Source material ::
--------------------
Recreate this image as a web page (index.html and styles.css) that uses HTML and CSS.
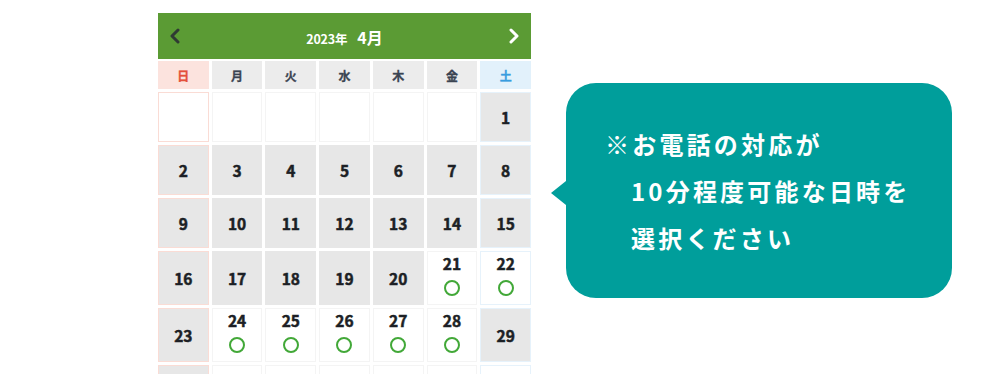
FILE: index.html
```html
<!DOCTYPE html>
<html lang="ja">
<head>
<meta charset="utf-8">
<title>カレンダー</title>
<link rel="stylesheet" href="styles.css">
</head>
<body>
<main class="page">
  <section class="calendar">
    <header class="cal-head">
      <span class="nav prev" aria-label="前の月">
        <svg width="12" height="16" viewBox="0 0 12 16"><path d="M9 2 L3 8 L9 14" fill="none" stroke="#2f3a33" stroke-width="3" stroke-linecap="round" stroke-linejoin="round"/></svg>
      </span>
      <h1 class="title"><span class="year">2023年</span><span class="month">4月</span></h1>
      <span class="nav next" aria-label="次の月">
        <svg width="12" height="16" viewBox="0 0 12 16"><path d="M3 2 L9 8 L3 14" fill="none" stroke="#ffffff" stroke-width="3" stroke-linecap="round" stroke-linejoin="round"/></svg>
      </span>
    </header>
    <div class="dow">
      <div class="dow-cell sun">日</div>
      <div class="dow-cell">月</div>
      <div class="dow-cell">火</div>
      <div class="dow-cell">水</div>
      <div class="dow-cell">木</div>
      <div class="dow-cell">金</div>
      <div class="dow-cell sat">土</div>
    </div>
    <div class="days">
      <div class="cell empty sun"></div>
      <div class="cell empty"></div>
      <div class="cell empty"></div>
      <div class="cell empty"></div>
      <div class="cell empty"></div>
      <div class="cell empty"></div>
      <div class="cell off sat">1</div>

      <div class="cell off sun">2</div>
      <div class="cell off">3</div>
      <div class="cell off">4</div>
      <div class="cell off">5</div>
      <div class="cell off">6</div>
      <div class="cell off">7</div>
      <div class="cell off sat">8</div>

      <div class="cell off sun">9</div>
      <div class="cell off">10</div>
      <div class="cell off">11</div>
      <div class="cell off">12</div>
      <div class="cell off">13</div>
      <div class="cell off">14</div>
      <div class="cell off sat">15</div>

      <div class="cell off sun">16</div>
      <div class="cell off">17</div>
      <div class="cell off">18</div>
      <div class="cell off">19</div>
      <div class="cell off">20</div>
      <div class="cell open"><span class="num">21</span><span class="mark"></span></div>
      <div class="cell open sat"><span class="num">22</span><span class="mark"></span></div>

      <div class="cell off sun">23</div>
      <div class="cell open"><span class="num">24</span><span class="mark"></span></div>
      <div class="cell open"><span class="num">25</span><span class="mark"></span></div>
      <div class="cell open"><span class="num">26</span><span class="mark"></span></div>
      <div class="cell open"><span class="num">27</span><span class="mark"></span></div>
      <div class="cell open"><span class="num">28</span><span class="mark"></span></div>
      <div class="cell off sat">29</div>

      <div class="cell off sun"></div>
      <div class="cell empty"></div>
      <div class="cell empty"></div>
      <div class="cell empty"></div>
      <div class="cell empty"></div>
      <div class="cell empty"></div>
      <div class="cell empty sat"></div>
    </div>
  </section>

  <aside class="bubble">
    <p class="line">※お電話の対応が</p>
    <p class="line indent">10分程度可能な日時を</p>
    <p class="line indent">選択ください</p>
  </aside>
</main>
</body>
</html>
```

FILE: styles.css
```css
* {
  box-sizing: border-box;
}

html, body {
  margin: 0;
  padding: 0;
  background: #ffffff;
}

body {
  font-family: "Noto Sans CJK JP", "Noto Sans", sans-serif;
  color: #222;
}

.page {
  display: flex;
  align-items: flex-start;
  padding: 13px 0 0 158px;
}

/* ---------- calendar ---------- */
.calendar {
  width: 373px;
  height: 361px;
  overflow: hidden;
  display: flex;
  flex-direction: column;
}

.cal-head {
  height: 46px;
  flex: none;
  background: #5b9b34;
  display: flex;
  align-items: center;
  justify-content: space-between;
  padding: 0 11px 0 11px;
}

.nav {
  display: flex;
  width: 12px;
  height: 16px;
}

.title {
  margin: 0;
  color: #ffffff;
  font-weight: 700;
  display: flex;
  align-items: baseline;
  gap: 10px;
  line-height: 1;
  padding-top: 2px;
}

.year {
  font-size: 12.5px;
  letter-spacing: -0.2px;
}

.month {
  font-size: 16px;
}

.dow {
  margin-top: 2px;
  height: 28px;
  flex: none;
  display: grid;
  grid-template-columns: repeat(7, 1fr);
  gap: 3px;
}

.dow-cell {
  background: #ececec;
  color: #3b4452;
  font-size: 12px;
  font-weight: 700;
  -webkit-text-stroke: 0.3px currentColor;
  display: flex;
  align-items: center;
  justify-content: center;
}

.dow-cell.sun {
  background: #fce3de;
  color: #e4503b;
}

.dow-cell.sat {
  background: #e2f1fb;
  color: #389ddf;
}

.days {
  margin-top: 3px;
  display: grid;
  grid-template-columns: repeat(7, 1fr);
  grid-template-rows: 50px 50px 50px 54px 54px 54px;
  gap: 3px;
}

.cell {
  border: 1px solid #f4f4f4;
  background: #ffffff;
  font-size: 15.5px;
  font-weight: 700;
  -webkit-text-stroke: 0.5px #1c1f25;
  color: #1c1f25;
  display: flex;
  align-items: center;
  justify-content: center;
  line-height: 18px;
}

.cell.off {
  background: #e7e7e7;
  border-color: #e7e7e7;
}

.cell.sun {
  border-color: #fadcd5;
}

.cell.sat {
  border-color: #e6f2fb;
}

.cell.open {
  flex-direction: column;
  justify-content: flex-start;
  padding-top: 2px;
  gap: 8px;
}

.mark {
  width: 16px;
  height: 16px;
  border: 2.6px solid #42a838;
  border-radius: 50%;
}

/* ---------- speech bubble ---------- */
.bubble {
  position: relative;
  margin: 70px 0 0 35px;
  width: 386px;
  height: 215px;
  background: #009e9b;
  border-radius: 30px;
  padding: 37px 0 0 39px;
  color: #ffffff;
}

.bubble::before {
  content: "";
  position: absolute;
  left: -15px;
  top: 98px;
  border-right: 15px solid #009e9b;
  border-top: 12px solid transparent;
  border-bottom: 12px solid transparent;
}

.line {
  margin: 0;
  font-size: 24px;
  font-weight: 700;
  letter-spacing: 3.2px;
  line-height: 47px;
  white-space: nowrap;
}

.line.indent {
  padding-left: 26px;
}
```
--------------------
Problem details :: Are you able to set down all the lines above exactly, without any pictures?

Expected output ::
Recreate this image as a web page (index.html and styles.css) that uses HTML and CSS.
FILE: index.html
```html
<!DOCTYPE html>
<html lang="ja">
<head>
<meta charset="utf-8">
<title>カレンダー</title>
<link rel="stylesheet" href="styles.css">
</head>
<body>
<main class="page">
  <section class="calendar">
    <header class="cal-head">
      <span class="nav prev" aria-label="前の月">
        <svg width="12" height="16" viewBox="0 0 12 16"><path d="M9 2 L3 8 L9 14" fill="none" stroke="#2f3a33" stroke-width="3" stroke-linecap="round" stroke-linejoin="round"/></svg>
      </span>
      <h1 class="title"><span class="year">2023年</span><span class="month">4月</span></h1>
      <span class="nav next" aria-label="次の月">
        <svg width="12" height="16" viewBox="0 0 12 16"><path d="M3 2 L9 8 L3 14" fill="none" stroke="#ffffff" stroke-width="3" stroke-linecap="round" stroke-linejoin="round"/></svg>
      </span>
    </header>
    <div class="dow">
      <div class="dow-cell sun">日</div>
      <div class="dow-cell">月</div>
      <div class="dow-cell">火</div>
      <div class="dow-cell">水</div>
      <div class="dow-cell">木</div>
      <div class="dow-cell">金</div>
      <div class="dow-cell sat">土</div>
    </div>
    <div class="days">
      <div class="cell empty sun"></div>
      <div class="cell empty"></div>
      <div class="cell empty"></div>
      <div class="cell empty"></div>
      <div class="cell empty"></div>
      <div class="cell empty"></div>
      <div class="cell off sat">1</div>

      <div class="cell off sun">2</div>
      <div class="cell off">3</div>
      <div class="cell off">4</div>
      <div class="cell off">5</div>
      <div class="cell off">6</div>
      <div class="cell off">7</div>
      <div class="cell off sat">8</div>

      <div class="cell off sun">9</div>
      <div class="cell off">10</div>
      <div class="cell off">11</div>
      <div class="cell off">12</div>
      <div class="cell off">13</div>
      <div class="cell off">14</div>
      <div class="cell off sat">15</div>

      <div class="cell off sun">16</div>
      <div class="cell off">17</div>
      <div class="cell off">18</div>
      <div class="cell off">19</div>
      <div class="cell off">20</div>
      <div class="cell open"><span class="num">21</span><span class="mark"></span></div>
      <div class="cell open sat"><span class="num">22</span><span class="mark"></span></div>

      <div class="cell off sun">23</div>
      <div class="cell open"><span class="num">24</span><span class="mark"></span></div>
      <div class="cell open"><span class="num">25</span><span class="mark"></span></div>
      <div class="cell open"><span class="num">26</span><span class="mark"></span></div>
      <div class="cell open"><span class="num">27</span><span class="mark"></span></div>
      <div class="cell open"><span class="num">28</span><span class="mark"></span></div>
      <div class="cell off sat">29</div>

      <div class="cell off sun"></div>
      <div class="cell empty"></div>
      <div class="cell empty"></div>
      <div class="cell empty"></div>
      <div class="cell empty"></div>
      <div class="cell empty"></div>
      <div class="cell empty sat"></div>
    </div>
  </section>

  <aside class="bubble">
    <p class="line">※お電話の対応が</p>
    <p class="line indent">10分程度可能な日時を</p>
    <p class="line indent">選択ください</p>
  </aside>
</main>
</body>
</html>
```

FILE: styles.css
```css
* {
  box-sizing: border-box;
}

html, body {
  margin: 0;
  padding: 0;
  background: #ffffff;
}

body {
  font-family: "Noto Sans CJK JP", "Noto Sans", sans-serif;
  color: #222;
}

.page {
  display: flex;
  align-items: flex-start;
  padding: 13px 0 0 158px;
}

/* ---------- calendar ---------- */
.calendar {
  width: 373px;
  height: 361px;
  overflow: hidden;
  display: flex;
  flex-direction: column;
}

.cal-head {
  height: 46px;
  flex: none;
  background: #5b9b34;
  display: flex;
  align-items: center;
  justify-content: space-between;
  padding: 0 11px 0 11px;
}

.nav {
  display: flex;
  width: 12px;
  height: 16px;
}

.title {
  margin: 0;
  color: #ffffff;
  font-weight: 700;
  display: flex;
  align-items: baseline;
  gap: 10px;
  line-height: 1;
  padding-top: 2px;
}

.year {
  font-size: 12.5px;
  letter-spacing: -0.2px;
}

.month {
  font-size: 16px;
}

.dow {
  margin-top: 2px;
  height: 28px;
  flex: none;
  display: grid;
  grid-template-columns: repeat(7, 1fr);
  gap: 3px;
}

.dow-cell {
  background: #ececec;
  color: #3b4452;
  font-size: 12px;
  font-weight: 700;
  -webkit-text-stroke: 0.3px currentColor;
  display: flex;
  align-items: center;
  justify-content: center;
}

.dow-cell.sun {
  background: #fce3de;
  color: #e4503b;
}

.dow-cell.sat {
  background: #e2f1fb;
  color: #389ddf;
}

.days {
  margin-top: 3px;
  display: grid;
  grid-template-columns: repeat(7, 1fr);
  grid-template-rows: 50px 50px 50px 54px 54px 54px;
  gap: 3px;
}

.cell {
  border: 1px solid #f4f4f4;
  background: #ffffff;
  font-size: 15.5px;
  font-weight: 700;
  -webkit-text-stroke: 0.5px #1c1f25;
  color: #1c1f25;
  display: flex;
  align-items: center;
  justify-content: center;
  line-height: 18px;
}

.cell.off {
  background: #e7e7e7;
  border-color: #e7e7e7;
}

.cell.sun {
  border-color: #fadcd5;
}

.cell.sat {
  border-color: #e6f2fb;
}

.cell.open {
  flex-direction: column;
  justify-content: flex-start;
  padding-top: 2px;
  gap: 8px;
}

.mark {
  width: 16px;
  height: 16px;
  border: 2.6px solid #42a838;
  border-radius: 50%;
}

/* ---------- speech bubble ---------- */
.bubble {
  position: relative;
  margin: 70px 0 0 35px;
  width: 386px;
  height: 215px;
  background: #009e9b;
  border-radius: 30px;
  padding: 37px 0 0 39px;
  color: #ffffff;
}

.bubble::before {
  content: "";
  position: absolute;
  left: -15px;
  top: 98px;
  border-right: 15px solid #009e9b;
  border-top: 12px solid transparent;
  border-bottom: 12px solid transparent;
}

.line {
  margin: 0;
  font-size: 24px;
  font-weight: 700;
  letter-spacing: 3.2px;
  line-height: 47px;
  white-space: nowrap;
}

.line.indent {
  padding-left: 26px;
}
```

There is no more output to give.